--- REQUIREMENTS ---
Without the pictures, return all of the material exactly as written.
[start GIVEN INFORMATION]
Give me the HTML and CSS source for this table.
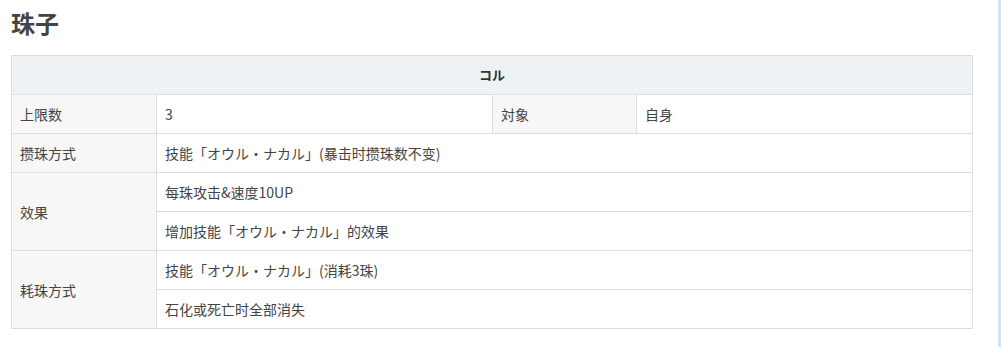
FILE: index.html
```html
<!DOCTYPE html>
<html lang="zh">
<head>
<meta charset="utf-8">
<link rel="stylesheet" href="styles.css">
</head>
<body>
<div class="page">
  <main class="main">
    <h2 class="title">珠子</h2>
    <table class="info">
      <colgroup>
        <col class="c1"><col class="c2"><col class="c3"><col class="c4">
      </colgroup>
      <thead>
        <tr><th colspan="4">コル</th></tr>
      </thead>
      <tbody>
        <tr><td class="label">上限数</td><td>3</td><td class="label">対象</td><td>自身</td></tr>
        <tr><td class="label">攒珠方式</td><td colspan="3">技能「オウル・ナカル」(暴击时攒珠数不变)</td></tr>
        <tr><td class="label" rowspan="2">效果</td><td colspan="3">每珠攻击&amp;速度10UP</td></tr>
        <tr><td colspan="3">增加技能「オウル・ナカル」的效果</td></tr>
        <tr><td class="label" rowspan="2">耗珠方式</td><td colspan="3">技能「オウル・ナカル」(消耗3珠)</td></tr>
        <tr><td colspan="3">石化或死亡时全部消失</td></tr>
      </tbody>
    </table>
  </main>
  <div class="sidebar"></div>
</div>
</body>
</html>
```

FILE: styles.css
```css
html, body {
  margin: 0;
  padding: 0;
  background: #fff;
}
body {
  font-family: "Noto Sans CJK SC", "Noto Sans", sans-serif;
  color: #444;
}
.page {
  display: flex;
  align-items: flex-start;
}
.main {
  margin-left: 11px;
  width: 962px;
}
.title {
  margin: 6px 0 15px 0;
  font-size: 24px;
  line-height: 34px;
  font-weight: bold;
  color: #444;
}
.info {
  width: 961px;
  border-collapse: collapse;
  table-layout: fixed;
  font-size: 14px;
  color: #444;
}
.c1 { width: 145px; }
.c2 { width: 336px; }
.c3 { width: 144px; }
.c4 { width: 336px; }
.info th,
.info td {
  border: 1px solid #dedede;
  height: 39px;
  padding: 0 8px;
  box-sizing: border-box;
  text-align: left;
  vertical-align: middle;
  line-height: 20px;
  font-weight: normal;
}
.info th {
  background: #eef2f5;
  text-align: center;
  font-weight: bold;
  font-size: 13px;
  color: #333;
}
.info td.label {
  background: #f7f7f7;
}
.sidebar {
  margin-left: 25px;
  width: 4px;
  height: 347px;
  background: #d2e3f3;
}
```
[end GIVEN INFORMATION]
--- WRITTEN SOLUTION ---
Give me the HTML and CSS source for this table.
FILE: index.html
```html
<!DOCTYPE html>
<html lang="zh">
<head>
<meta charset="utf-8">
<link rel="stylesheet" href="styles.css">
</head>
<body>
<div class="page">
  <main class="main">
    <h2 class="title">珠子</h2>
    <table class="info">
      <colgroup>
        <col class="c1"><col class="c2"><col class="c3"><col class="c4">
      </colgroup>
      <thead>
        <tr><th colspan="4">コル</th></tr>
      </thead>
      <tbody>
        <tr><td class="label">上限数</td><td>3</td><td class="label">対象</td><td>自身</td></tr>
        <tr><td class="label">攒珠方式</td><td colspan="3">技能「オウル・ナカル」(暴击时攒珠数不变)</td></tr>
        <tr><td class="label" rowspan="2">效果</td><td colspan="3">每珠攻击&amp;速度10UP</td></tr>
        <tr><td colspan="3">增加技能「オウル・ナカル」的效果</td></tr>
        <tr><td class="label" rowspan="2">耗珠方式</td><td colspan="3">技能「オウル・ナカル」(消耗3珠)</td></tr>
        <tr><td colspan="3">石化或死亡时全部消失</td></tr>
      </tbody>
    </table>
  </main>
  <div class="sidebar"></div>
</div>
</body>
</html>
```

FILE: styles.css
```css
html, body {
  margin: 0;
  padding: 0;
  background: #fff;
}
body {
  font-family: "Noto Sans CJK SC", "Noto Sans", sans-serif;
  color: #444;
}
.page {
  display: flex;
  align-items: flex-start;
}
.main {
  margin-left: 11px;
  width: 962px;
}
.title {
  margin: 6px 0 15px 0;
  font-size: 24px;
  line-height: 34px;
  font-weight: bold;
  color: #444;
}
.info {
  width: 961px;
  border-collapse: collapse;
  table-layout: fixed;
  font-size: 14px;
  color: #444;
}
.c1 { width: 145px; }
.c2 { width: 336px; }
.c3 { width: 144px; }
.c4 { width: 336px; }
.info th,
.info td {
  border: 1px solid #dedede;
  height: 39px;
  padding: 0 8px;
  box-sizing: border-box;
  text-align: left;
  vertical-align: middle;
  line-height: 20px;
  font-weight: normal;
}
.info th {
  background: #eef2f5;
  text-align: center;
  font-weight: bold;
  font-size: 13px;
  color: #333;
}
.info td.label {
  background: #f7f7f7;
}
.sidebar {
  margin-left: 25px;
  width: 4px;
  height: 347px;
  background: #d2e3f3;
}
```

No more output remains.